The single bill must then go to the White House, where Trump was expected to sign it into law before the end of the year.

Under the bill, the corporate tax rate would be permanently slashed to 20 percent from 35 percent, while future foreign profits of US-based firms would be largely exempted from tax.

Senator Bob Corker, a leading deficit hawk who pledged early to oppose any legislation that expanded the budget deficit, was the lone Republican dissenter.

“I am not able to cast aside my fiscal concerns and vote for legislation that ... could deepen the debt burden on future generations,” said Corker, who is not running for re-election.

In Senate speeches, Democratic Party lawmakers attacked the legislation as a giveaway to the wealthy and large corporations that will expand the massive deficit, but the Democrats lacked the votes to block it.

The broad-based US tax cuts proposed by the Trump administration in September would mostly benefit the very wealthy while adding $2.4 trillion to the budget deficit over 10 years, according to an analysis by the Tax Policy Center.

The majority of economic research suggests that most of the benefits of corporate tax cuts end up flowing to shareholders through stock buybacks or increased dividends and do not increase the pay of ordinary workers.

Most economists agree that the Republican tax plan will boost business investments, but say it’s unrealistic to expect the kind of investment windfall that proponents of the tax plan argue will prompt employers to raise wages.

The White House Council of Economic Advisers promises that the corporate tax cuts would boost the US economy and offset the deficit.

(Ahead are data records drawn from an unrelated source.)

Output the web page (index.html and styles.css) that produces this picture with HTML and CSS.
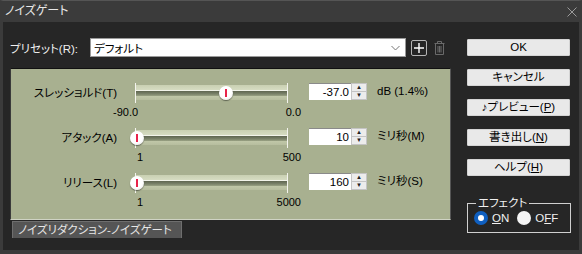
FILE: index.html
```html
<!DOCTYPE html>
<html lang="ja">
<head>
    <meta charset="UTF-8">
    <title>ノイズゲート</title>
    <link rel="stylesheet" href="styles.css">
</head>
<body>
    <div class="window">
        <div class="titlebar">
            <span class="title">ノイズゲート</span>
            <svg class="close" width="10" height="10" viewBox="0 0 10 10"><path d="M0.5 0.5L9.5 9.5M9.5 0.5L0.5 9.5" stroke="#9a9a9a" stroke-width="1"/></svg>
        </div>
        <div class="content">
            <div class="main">
                <div class="preset-row">
                    <span class="preset-label">プリセット(R):</span>
                    <div class="combo">
                        <span>デフォルト</span>
                        <svg width="9" height="6" viewBox="0 0 9 6"><path d="M0.5 1L4.5 5L8.5 1" fill="none" stroke="#777" stroke-width="1"/></svg>
                    </div>
                    <div class="icon-btn">
                        <svg width="14" height="14" viewBox="0 0 14 14"><path d="M7 2V12M2 7H12" stroke="#fff" stroke-width="1.4"/></svg>
                    </div>
                    <svg class="trash" width="11" height="14" viewBox="0 0 11 14"><path d="M0.5 2.5H10.5M3.5 2.5V0.5H7.5V2.5M1.5 2.5V13.5H9.5V2.5M4 5V11.5M5.5 5V11.5M7 5V11.5" fill="none" stroke="#6a6a6a" stroke-width="1"/></svg>
                </div>

                <div class="panel">
                    <div class="param">
                        <div class="param-label">スレッショルド(T)</div>
                        <div class="slider">
                            <div class="track">
                                <div class="thumb" style="left: 58.9%"></div>
                            </div>
                            <div class="scale scale-wide"><span>-90.0</span><span>0.0</span></div>
                        </div>
                        <div class="spin">
                            <div class="spin-value">-37.0</div>
                            <div class="spin-arrows"><span>▲</span><span>▼</span></div>
                        </div>
                        <div class="unit">dB (1.4%)</div>
                    </div>
                    <div class="param">
                        <div class="param-label">アタック(A)</div>
                        <div class="slider">
                            <div class="track">
                                <div class="thumb" style="left: 0%"></div>
                            </div>
                            <div class="scale"><span>1</span><span>500</span></div>
                        </div>
                        <div class="spin">
                            <div class="spin-value">10</div>
                            <div class="spin-arrows"><span>▲</span><span>▼</span></div>
                        </div>
                        <div class="unit">ミリ秒(M)</div>
                    </div>
                    <div class="param">
                        <div class="param-label">リリース(L)</div>
                        <div class="slider">
                            <div class="track">
                                <div class="thumb" style="left: 0%"></div>
                            </div>
                            <div class="scale"><span>1</span><span>5000</span></div>
                        </div>
                        <div class="spin">
                            <div class="spin-value">160</div>
                            <div class="spin-arrows"><span>▲</span><span>▼</span></div>
                        </div>
                        <div class="unit">ミリ秒(S)</div>
                    </div>
                </div>
                <div class="tab">ノイズリダクション-ノイズゲート</div>
            </div>

            <div class="side">
                <div class="button">OK</div>
                <div class="button">キャンセル</div>
                <div class="button">♪プレビュー(<u>P</u>)</div>
                <div class="button">書き出し(<u>N</u>)</div>
                <div class="button">ヘルプ(<u>H</u>)</div>
                <fieldset class="effect">
                    <legend>エフェクト</legend>
                    <label class="radio"><span class="dot checked"></span><span><u>O</u>N</span></label>
                    <label class="radio"><span class="dot"></span><span>O<u>F</u>F</span></label>
                </fieldset>
            </div>
        </div>
    </div>
</body>
</html>
```

FILE: styles.css
```css
body {
    margin: 0;
    padding: 0;
    background-color: #262626;
    font-family: "Liberation Sans", "Noto Sans CJK JP", sans-serif;
    font-size: 11.5px;
    font-feature-settings: "palt" 1;
    color: #e6e6e6;
}
.window {
    width: 582px;
    height: 254px;
    box-sizing: border-box;
    background-color: #262626;
    border-top: 1px solid #555;
    border-left: 3px solid #3b3b3b;
    border-right: 3px solid #3b3b3b;
    border-bottom: 4px solid #3b3b3b;
    display: flex;
    flex-direction: column;
}
.titlebar {
    height: 21px;
    background-color: #3b3b3b;
    margin: 0 -3px;
    padding: 0 5px;
    display: flex;
    align-items: center;
    justify-content: space-between;
}
.title {
    color: #e8e8e8;
    font-size: 12px;
    line-height: 21px;
}
.content {
    display: flex;
    padding-left: 7px;
}
.main {
    width: 441px;
    display: flex;
    flex-direction: column;
}
.preset-row {
    display: flex;
    align-items: center;
    margin-top: 16px;
    height: 19px;
}
.preset-label {
    width: 80px;
    color: #f0f0f0;
}
.combo {
    width: 316px;
    height: 19px;
    box-sizing: border-box;
    background-color: #fff;
    border: 1px solid #9a9a9a;
    color: #000;
    display: flex;
    align-items: center;
    justify-content: space-between;
    padding: 0 5px 0 3px;
}
.icon-btn {
    width: 16px;
    height: 16px;
    box-sizing: border-box;
    margin-left: 5px;
    border: 1px solid #b5b5b5;
    border-radius: 2px;
    display: flex;
    align-items: center;
    justify-content: center;
}
.trash {
    margin-left: 7px;
}
.panel {
    margin-top: 11px;
    height: 152px;
    box-sizing: border-box;
    background-color: #a8b090;
    border-top: 1px solid #111;
    border-left: 1px solid #3a3a3a;
    border-right: 1px solid #555;
    border-bottom: 1px solid #cfd3c4;
    padding-top: 14px;
    color: #000;
}
.param {
    display: flex;
    align-items: flex-start;
    margin-bottom: 9px;
}
.param-label {
    width: 106px;
    line-height: 20px;
    text-align: right;
}
.slider {
    margin-left: 18px;
    width: 153px;
}
.track {
    position: relative;
    height: 20px;
    border-left: 1px solid #f4f4ee;
    border-right: 1px solid #f4f4ee;
    box-sizing: border-box;
    background: linear-gradient(to bottom,
        #a8b090 0px, #a8b090 2px,
        #c9d0b2 2px, #d6dcc2 7px,
        #f2f4ea 7px, #f2f4ea 8px,
        #5e6550 8px, #7b836a 11px, #9aa284 13px,
        #c0c7a8 13px, #b6bd9e 17px,
        #a8b090 17px);
}
.thumb {
    position: absolute;
    top: 3px;
    width: 14px;
    height: 14px;
    margin-left: -6px;
    box-sizing: border-box;
    border-radius: 50%;
    background: radial-gradient(circle at 45% 40%, #fff 55%, #d8d8d8 100%);
    box-shadow: 0 1px 1px rgba(0, 0, 0, 0.45);
}
.thumb::after {
    content: "";
    position: absolute;
    left: 6px;
    top: 3px;
    width: 2px;
    height: 8px;
    background-color: #e8244a;
}
.scale {
    display: flex;
    justify-content: space-between;
    width: 164px;
    margin-top: 2px;
    margin-left: 2px;
    line-height: 14px;
    font-size: 11px;
}
.scale-wide {
    margin-left: -22px;
    width: 188px;
}
.spin {
    display: flex;
    margin-left: 21px;
    height: 17px;
    background-color: #fff;
}
.spin-value {
    width: 42px;
    padding-right: 2px;
    text-align: right;
    line-height: 16px;
    border-top: 1px solid #8a8a8a;
    box-sizing: border-box;
}
.spin-arrows {
    width: 16px;
    display: flex;
    flex-direction: column;
    background-color: #ececec;
    border: 1px solid #c4c4c4;
    box-sizing: border-box;
}
.spin-arrows span {
    flex: 1;
    font-size: 6px;
    line-height: 7px;
    text-align: center;
    color: #222;
}
.spin-arrows span + span {
    border-top: 1px solid #c4c4c4;
}
.unit {
    margin-left: 10px;
    line-height: 17px;
}
.tab {
    margin-top: 1px;
    margin-left: 2px;
    width: 170px;
    height: 17px;
    box-sizing: border-box;
    background-color: #555;
    border: 1px solid #6e6e6e;
    border-bottom: none;
    color: #e6e6e6;
    line-height: 16px;
    padding-left: 5px;
    white-space: nowrap;
    overflow: hidden;
}
.side {
    margin-left: 16px;
    width: 104px;
    display: flex;
    flex-direction: column;
}
.button {
    margin-top: 13px;
    height: 17px;
    box-sizing: border-box;
    width: 103px;
    background-color: #e9e9e9;
    border: 1px solid #d4d4d4;
    border-radius: 1px;
    color: #000;
    text-align: center;
    line-height: 15px;
}
.button:first-child {
    margin-top: 17px;
}
.effect {
    margin: 20px 0 0 0;
    padding: 1px 0 2px 6px;
    width: 104px;
    height: 37px;
    box-sizing: border-box;
    border: 1px solid #d0d0d0;
    display: flex;
    align-items: center;
    gap: 8px;
}
.effect legend {
    padding: 0 2px;
    margin-left: 2px;
    line-height: 14px;
    color: #f0f0f0;
}
.radio {
    display: flex;
    align-items: center;
    gap: 4px;
    color: #f0f0f0;
}
.dot {
    width: 14px;
    height: 14px;
    border-radius: 50%;
    background-color: #f4f4f4;
    box-sizing: border-box;
}
.dot.checked {
    background-color: #fff;
    border: 4px solid #0f5fc0;
}
```
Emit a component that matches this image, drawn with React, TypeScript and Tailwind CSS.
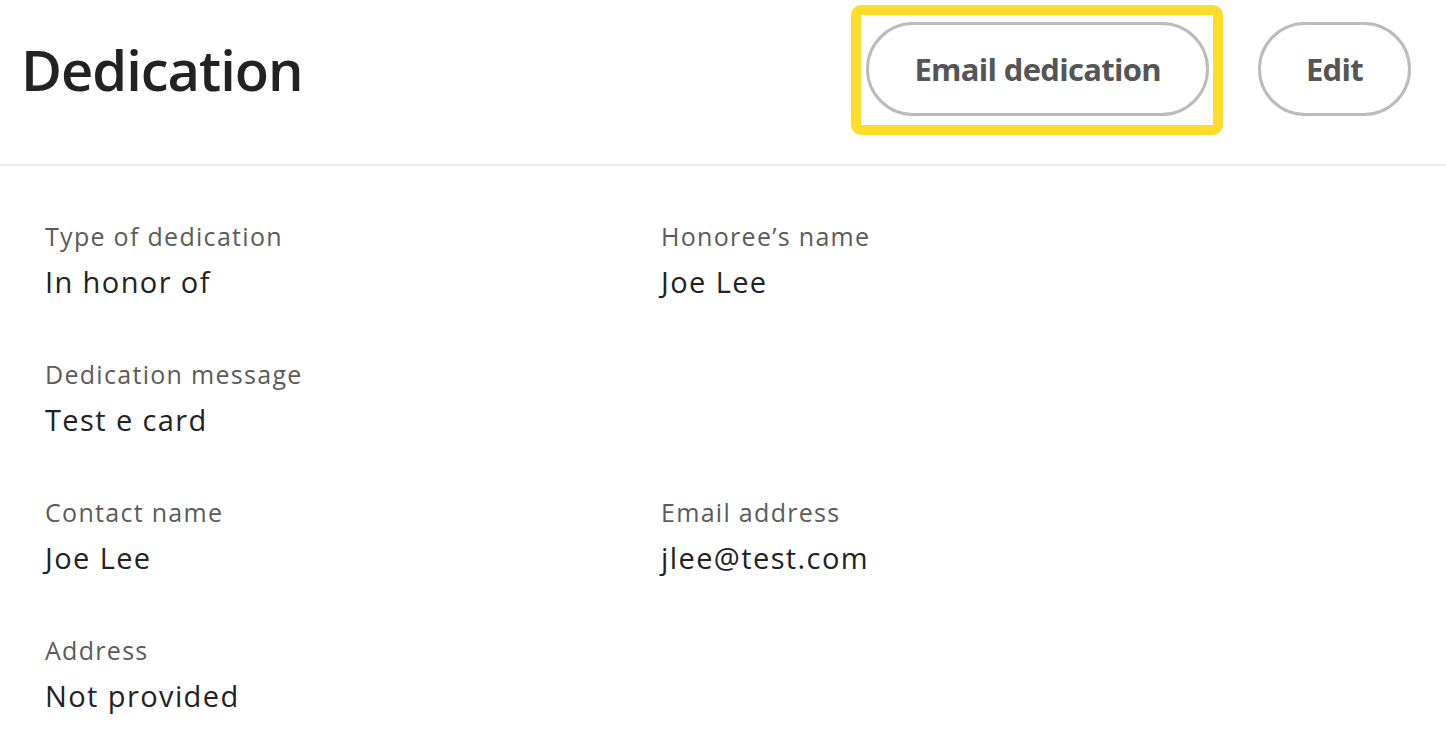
import React from "react";

const fields: { label: string; value: string }[][] = [
  [
    { label: "Type of dedication", value: "In honor of" },
    { label: "Honoree’s name", value: "Joe Lee" },
  ],
  [{ label: "Dedication message", value: "Test e card" }],
  [
    { label: "Contact name", value: "Joe Lee" },
    { label: "Email address", value: "jlee@test.com" },
  ],
  [{ label: "Address", value: "Not provided" }],
];

function Field({ label, value }: { label: string; value: string }) {
  return (
    <div className="flex flex-col gap-[6px]">
      <div className="text-[25px] leading-[36px] tracking-[1.3px] text-[#5b5b5b]">
        {label}
      </div>
      <div className="text-[29px] leading-[44px] tracking-[1.4px] text-[#222222]">
        {value}
      </div>
    </div>
  );
}

export default function App() {
  return (
    <div
      className="min-h-[750px] w-full bg-white"
      style={{ fontFamily: "'Open Sans', Lato, sans-serif" }}
    >
      <header className="flex items-center justify-between border-b-2 border-[#ececec] pb-[48px] pl-[21px] pr-[35px] pt-[22px]">
        <h1 className="text-[56px] font-semibold leading-none tracking-[-1px] text-[#222222]">
          Dedication
        </h1>
        <div className="flex items-center gap-[49px]">
          {/* focus ring around the email action */}
          <div className="-mb-[19px] -ml-[15px] -mr-[14px] -mt-[17px] rounded-[10px] border-[10px] border-[#fddc2b] pb-[9px] pl-[5px] pr-[4px] pt-[7px]">
            <button className="flex h-[94px] items-center rounded-full border-[3px] border-[#bbbbbb] px-[45px] text-[31px] font-bold tracking-[-0.7px] text-[#555555]">
              Email dedication
            </button>
          </div>
          <button className="flex h-[94px] items-center rounded-full border-[3px] border-[#bbbbbb] px-[45px] text-[31px] font-bold tracking-[-0.7px] text-[#555555]">
            Edit
          </button>
        </div>
      </header>
      <section className="flex flex-col gap-[52px] pl-[45px] pt-[52px]">
        {fields.map((row, i) => (
          <div key={i} className="grid grid-cols-[616px_1fr]">
            {row.map((f) => (
              <Field key={f.label} label={f.label} value={f.value} />
            ))}
          </div>
        ))}
      </section>
    </div>
  );
}
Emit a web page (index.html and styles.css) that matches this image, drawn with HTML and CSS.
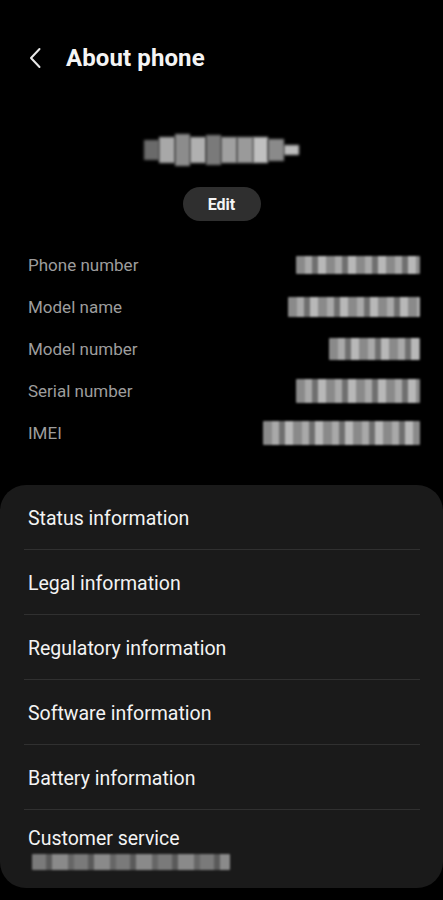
FILE: index.html
```html
<!DOCTYPE html>
<html>
<head>
<meta charset="utf-8">
<link rel="stylesheet" href="styles.css">
</head>
<body>
<div class="screen">
  <header class="topbar">
    <svg class="back" width="14" height="22" viewBox="0 0 14 22"><path d="M11.5 2 L3 11 L11.5 20" fill="none" stroke="#e8e8e8" stroke-width="2" stroke-linecap="round" stroke-linejoin="round"/></svg>
    <h1 class="title">About phone</h1>
  </header>

  <section class="profile">
    <div class="mosaic name-mosaic">
      <span class="px p1"></span><span class="px p2"></span><span class="px p3"></span><span class="px p4"></span><span class="px p5"></span><span class="px p6"></span><span class="px p7"></span><span class="px p8"></span><span class="px p9"></span><span class="px p10"></span>
    </div>
    <button class="edit">Edit</button>
  </section>

  <section class="info">
    <div class="info-row"><span class="label">Phone number</span><span class="blur b-phone"></span></div>
    <div class="info-row"><span class="label">Model name</span><span class="blur b-model"></span></div>
    <div class="info-row"><span class="label">Model number</span><span class="blur b-modelno"></span></div>
    <div class="info-row"><span class="label">Serial number</span><span class="blur b-serial"></span></div>
    <div class="info-row"><span class="label">IMEI</span><span class="blur b-imei"></span></div>
  </section>

  <section class="card">
    <div class="item">Status information</div>
    <div class="item">Legal information</div>
    <div class="item">Regulatory information</div>
    <div class="item">Software information</div>
    <div class="item">Battery information</div>
    <div class="item item-last">
      <span>Customer service</span>
      <span class="blur b-service"></span>
    </div>
  </section>
</div>
</body>
</html>
```

FILE: styles.css
```css
* { box-sizing: border-box; }
html, body { margin: 0; padding: 0; background: #000; }
body { font-family: Roboto, "Noto Sans", sans-serif; color: #f2f2f2; }
.screen { width: 443px; height: 900px; overflow: hidden; background: #000; }

.topbar { display: flex; align-items: center; height: 58px; margin-top: 29px; padding-left: 28px; gap: 24px; }
.back { display: block; }
.title { margin: 0; font-size: 24px; font-weight: 700; color: #f4f4f4; letter-spacing: 0.1px; }

.profile { display: flex; flex-direction: column; align-items: center; margin-top: 46px; }
.mosaic { display: flex; align-items: center; height: 34px; }
.name-mosaic { width: 156px; }
.px { display: block; height: 26px; flex: 1; filter: blur(1.5px); }
.p1 { background: #6a6a6a; height: 20px; }
.p2 { background: #a8a8a8; }
.p3 { background: #8c8c8c; height: 32px; }
.p4 { background: #b0b0b0; }
.p5 { background: #7a7a7a; height: 30px; }
.p6 { background: #a0a0a0; }
.p7 { background: #9a9a9a; }
.p8 { background: #c0c0c0; }
.p9 { background: #8a8a8a; height: 22px; }
.p10 { background: #bcbcbc; height: 10px; }

.edit { margin-top: 20px; width: 78px; height: 34px; border: 0; border-radius: 17px; background: #2f2f2f; color: #f5f5f5; font-family: Roboto, sans-serif; font-size: 16px; font-weight: 700; padding: 0; }

.info { display: flex; flex-direction: column; margin-top: 23px; padding: 0 23px 0 28px; }
.info-row { display: flex; align-items: center; justify-content: space-between; height: 42px; }
.label { font-size: 17px; color: #9d9d9d; }
.blur { display: block; height: 18px; border-radius: 1px; filter: blur(1px);
  background: repeating-linear-gradient(90deg, #8a8a8a 0 9px, #a9a9a9 9px 16px, #6f6f6f 16px 22px, #b8b8b8 22px 30px); }
.b-phone { width: 124px; }
.b-model { width: 132px; height: 20px; }
.b-modelno { width: 91px; height: 22px; }
.b-serial { width: 124px; height: 24px; }
.b-imei { width: 157px; height: 24px; }

.card { margin-top: 31px; background: #1a1a1a; border-radius: 26px; padding: 0 23px 0 24px; }
.item { display: flex; align-items: center; height: 65px; padding-left: 4px; padding-top: 2px; font-size: 19.5px; color: #f3f3f3; border-top: 1px solid #303030; }
.item:first-child { border-top: 0; height: 64px; }
.item-last { flex-direction: column; align-items: flex-start; justify-content: flex-start; height: 79px; padding-top: 17px; gap: 4px; }
.b-service { width: 198px; height: 16px; margin-left: 4px;
  background: repeating-linear-gradient(90deg, #7a7a7a 0 14px, #5a5a5a 14px 20px, #8a8a8a 20px 36px, #666 36px 42px); }
```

But the Joint Committee on Taxation, a committee of the US Congress, said Thursday the tax overhaul would add $1 trillion to the deficit, even after accounting for expected economic growth from the plan.

Opposition has grown among Americans to the Republican tax plan. A Reuters/Ipsos poll released on Wednesday shows that 49 percent of people who were aware of the measure say they opposed it, up from 41 percent in October.